Task to carry out:
Leaving out every picture, quote the data below exactly as it appears.
__________
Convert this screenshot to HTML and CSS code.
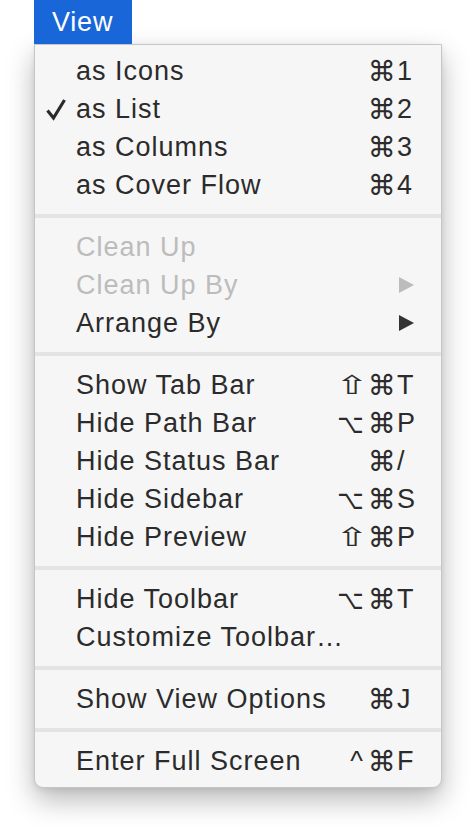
FILE: index.html
```html
<!DOCTYPE html>
<html>
<head>
<meta charset="utf-8">
<link rel="stylesheet" href="styles.css">
</head>
<body>
<div class="bar"><div class="tab">View</div></div>
<div class="menu">
  <div class="item"><span class="check"></span><span class="label">as Icons</span><span class="mods"><span class="cmd">⌘</span></span><span class="key">1</span></div>
  <div class="item"><span class="check"><svg width="22" height="24" viewBox="0 0 22 24"><path class="tick" d="M2.5 13.5 L8.5 21 L19.5 3"/></svg></span><span class="label">as List</span><span class="mods"><span class="cmd">⌘</span></span><span class="key">2</span></div>
  <div class="item"><span class="check"></span><span class="label">as Columns</span><span class="mods"><span class="cmd">⌘</span></span><span class="key">3</span></div>
  <div class="item"><span class="check"></span><span class="label">as Cover Flow</span><span class="mods"><span class="cmd">⌘</span></span><span class="key">4</span></div>
  <div class="sep"></div>
  <div class="item disabled"><span class="check"></span><span class="label">Clean Up</span><span class="mods"></span><span class="key"></span></div>
  <div class="item disabled"><span class="check"></span><span class="label">Clean Up By</span><span class="mods"></span><span class="key"><svg class="arrow" width="17" height="18" viewBox="0 0 17 18"><path d="M1 1 L16 9 L1 17 Z"/></svg></span></div>
  <div class="item"><span class="check"></span><span class="label">Arrange By</span><span class="mods"></span><span class="key"><svg class="arrow" width="17" height="18" viewBox="0 0 17 18"><path d="M1 1 L16 9 L1 17 Z"/></svg></span></div>
  <div class="sep"></div>
  <div class="item"><span class="check"></span><span class="label">Show Tab Bar</span><span class="mods"><span class="shift">⇧</span><span class="cmd">⌘</span></span><span class="key">T</span></div>
  <div class="item"><span class="check"></span><span class="label">Hide Path Bar</span><span class="mods"><span class="opt">⌥</span><span class="cmd">⌘</span></span><span class="key">P</span></div>
  <div class="item"><span class="check"></span><span class="label">Hide Status Bar</span><span class="mods"><span class="cmd">⌘</span></span><span class="key">/</span></div>
  <div class="item"><span class="check"></span><span class="label">Hide Sidebar</span><span class="mods"><span class="opt">⌥</span><span class="cmd">⌘</span></span><span class="key">S</span></div>
  <div class="item"><span class="check"></span><span class="label">Hide Preview</span><span class="mods"><span class="shift">⇧</span><span class="cmd">⌘</span></span><span class="key">P</span></div>
  <div class="sep"></div>
  <div class="item"><span class="check"></span><span class="label">Hide Toolbar</span><span class="mods"><span class="opt">⌥</span><span class="cmd">⌘</span></span><span class="key">T</span></div>
  <div class="item"><span class="check"></span><span class="label">Customize Toolbar…</span><span class="mods"></span><span class="key"></span></div>
  <div class="sep"></div>
  <div class="item"><span class="check"></span><span class="label">Show View Options</span><span class="mods"><span class="cmd">⌘</span></span><span class="key">J</span></div>
  <div class="sep"></div>
  <div class="item"><span class="check"></span><span class="label">Enter Full Screen</span><span class="mods"><span class="ctrl">^</span><span class="cmd">⌘</span></span><span class="key">F</span></div>
</div>
</body>
</html>
```
FILE: styles.css
```css
html, body {
  margin: 0;
  padding: 0;
  background: #ffffff;
}
body {
  font-family: "Liberation Sans", Arial, sans-serif;
  font-size: 27px;
  color: #2b2b2b;
  padding-bottom: 40px;
}
.bar {
  height: 44px;
  padding-left: 34px;
  position: relative;
  z-index: 2;
}
.tab {
  width: 98px;
  height: 44px;
  background: #1866d8;
  color: #ffffff;
  line-height: 44px;
  padding-left: 18px;
  box-sizing: border-box;
  letter-spacing: 0.8px;
}
.menu {
  margin-left: 34px;
  width: 408px;
  box-sizing: border-box;
  background: #f6f6f6;
  border: 1px solid #c6c6c6;
  border-radius: 0 0 9px 9px;
  padding: 7px 0 7px 0;
  box-shadow: 0 12px 28px rgba(0, 0, 0, 0.28), 0 2px 6px rgba(0, 0, 0, 0.08);
}
.item {
  display: flex;
  align-items: center;
  height: 38px;
  padding-right: 24px;
}
.check {
  width: 41px;
  box-sizing: border-box;
  padding-left: 10px;
  display: flex;
  align-items: center;
}
.tick {
  fill: none;
  stroke: #2b2b2b;
  stroke-width: 3.2;
  stroke-linecap: butt;
  stroke-linejoin: miter;
}
.label {
  flex: 1;
  letter-spacing: 1px;
  white-space: nowrap;
}
.mods {
  display: flex;
  align-items: center;
  justify-content: flex-end;
  gap: 5px;
  padding-right: 0;
  font-family: "DejaVu Sans", sans-serif;
  font-size: 27px;
}
.mods span {
  display: inline-block;
}
.cmd {
  font-size: 28px;
}
.shift {
  transform: scaleX(1.55);
  margin-right: 0;
  font-size: 26px;
}
.opt {
  font-size: 27px;
  transform: scaleX(0.85);
  margin-right: -3px;
}
.ctrl {
  font-family: "Liberation Sans", sans-serif;
  font-size: 27px;
}
.key {
  width: 20px;
  display: flex;
  align-items: center;
  justify-content: flex-start;
  padding-left: 1px;
}
.arrow {
  fill: #333333;
  margin-left: 1px;
}
.disabled {
  color: #bcbcbc;
}
.disabled .arrow {
  fill: #bcbcbc;
}
.sep {
  height: 4px;
  background: #e4e4e4;
  margin: 10px 0;
}
```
__________
Output:
Convert this screenshot to HTML and CSS code.
FILE: index.html
```html
<!DOCTYPE html>
<html>
<head>
<meta charset="utf-8">
<link rel="stylesheet" href="styles.css">
</head>
<body>
<div class="bar"><div class="tab">View</div></div>
<div class="menu">
  <div class="item"><span class="check"></span><span class="label">as Icons</span><span class="mods"><span class="cmd">⌘</span></span><span class="key">1</span></div>
  <div class="item"><span class="check"><svg width="22" height="24" viewBox="0 0 22 24"><path class="tick" d="M2.5 13.5 L8.5 21 L19.5 3"/></svg></span><span class="label">as List</span><span class="mods"><span class="cmd">⌘</span></span><span class="key">2</span></div>
  <div class="item"><span class="check"></span><span class="label">as Columns</span><span class="mods"><span class="cmd">⌘</span></span><span class="key">3</span></div>
  <div class="item"><span class="check"></span><span class="label">as Cover Flow</span><span class="mods"><span class="cmd">⌘</span></span><span class="key">4</span></div>
  <div class="sep"></div>
  <div class="item disabled"><span class="check"></span><span class="label">Clean Up</span><span class="mods"></span><span class="key"></span></div>
  <div class="item disabled"><span class="check"></span><span class="label">Clean Up By</span><span class="mods"></span><span class="key"><svg class="arrow" width="17" height="18" viewBox="0 0 17 18"><path d="M1 1 L16 9 L1 17 Z"/></svg></span></div>
  <div class="item"><span class="check"></span><span class="label">Arrange By</span><span class="mods"></span><span class="key"><svg class="arrow" width="17" height="18" viewBox="0 0 17 18"><path d="M1 1 L16 9 L1 17 Z"/></svg></span></div>
  <div class="sep"></div>
  <div class="item"><span class="check"></span><span class="label">Show Tab Bar</span><span class="mods"><span class="shift">⇧</span><span class="cmd">⌘</span></span><span class="key">T</span></div>
  <div class="item"><span class="check"></span><span class="label">Hide Path Bar</span><span class="mods"><span class="opt">⌥</span><span class="cmd">⌘</span></span><span class="key">P</span></div>
  <div class="item"><span class="check"></span><span class="label">Hide Status Bar</span><span class="mods"><span class="cmd">⌘</span></span><span class="key">/</span></div>
  <div class="item"><span class="check"></span><span class="label">Hide Sidebar</span><span class="mods"><span class="opt">⌥</span><span class="cmd">⌘</span></span><span class="key">S</span></div>
  <div class="item"><span class="check"></span><span class="label">Hide Preview</span><span class="mods"><span class="shift">⇧</span><span class="cmd">⌘</span></span><span class="key">P</span></div>
  <div class="sep"></div>
  <div class="item"><span class="check"></span><span class="label">Hide Toolbar</span><span class="mods"><span class="opt">⌥</span><span class="cmd">⌘</span></span><span class="key">T</span></div>
  <div class="item"><span class="check"></span><span class="label">Customize Toolbar…</span><span class="mods"></span><span class="key"></span></div>
  <div class="sep"></div>
  <div class="item"><span class="check"></span><span class="label">Show View Options</span><span class="mods"><span class="cmd">⌘</span></span><span class="key">J</span></div>
  <div class="sep"></div>
  <div class="item"><span class="check"></span><span class="label">Enter Full Screen</span><span class="mods"><span class="ctrl">^</span><span class="cmd">⌘</span></span><span class="key">F</span></div>
</div>
</body>
</html>
```
FILE: styles.css
```css
html, body {
  margin: 0;
  padding: 0;
  background: #ffffff;
}
body {
  font-family: "Liberation Sans", Arial, sans-serif;
  font-size: 27px;
  color: #2b2b2b;
  padding-bottom: 40px;
}
.bar {
  height: 44px;
  padding-left: 34px;
  position: relative;
  z-index: 2;
}
.tab {
  width: 98px;
  height: 44px;
  background: #1866d8;
  color: #ffffff;
  line-height: 44px;
  padding-left: 18px;
  box-sizing: border-box;
  letter-spacing: 0.8px;
}
.menu {
  margin-left: 34px;
  width: 408px;
  box-sizing: border-box;
  background: #f6f6f6;
  border: 1px solid #c6c6c6;
  border-radius: 0 0 9px 9px;
  padding: 7px 0 7px 0;
  box-shadow: 0 12px 28px rgba(0, 0, 0, 0.28), 0 2px 6px rgba(0, 0, 0, 0.08);
}
.item {
  display: flex;
  align-items: center;
  height: 38px;
  padding-right: 24px;
}
.check {
  width: 41px;
  box-sizing: border-box;
  padding-left: 10px;
  display: flex;
  align-items: center;
}
.tick {
  fill: none;
  stroke: #2b2b2b;
  stroke-width: 3.2;
  stroke-linecap: butt;
  stroke-linejoin: miter;
}
.label {
  flex: 1;
  letter-spacing: 1px;
  white-space: nowrap;
}
.mods {
  display: flex;
  align-items: center;
  justify-content: flex-end;
  gap: 5px;
  padding-right: 0;
  font-family: "DejaVu Sans", sans-serif;
  font-size: 27px;
}
.mods span {
  display: inline-block;
}
.cmd {
  font-size: 28px;
}
.shift {
  transform: scaleX(1.55);
  margin-right: 0;
  font-size: 26px;
}
.opt {
  font-size: 27px;
  transform: scaleX(0.85);
  margin-right: -3px;
}
.ctrl {
  font-family: "Liberation Sans", sans-serif;
  font-size: 27px;
}
.key {
  width: 20px;
  display: flex;
  align-items: center;
  justify-content: flex-start;
  padding-left: 1px;
}
.arrow {
  fill: #333333;
  margin-left: 1px;
}
.disabled {
  color: #bcbcbc;
}
.disabled .arrow {
  fill: #bcbcbc;
}
.sep {
  height: 4px;
  background: #e4e4e4;
  margin: 10px 0;
}
```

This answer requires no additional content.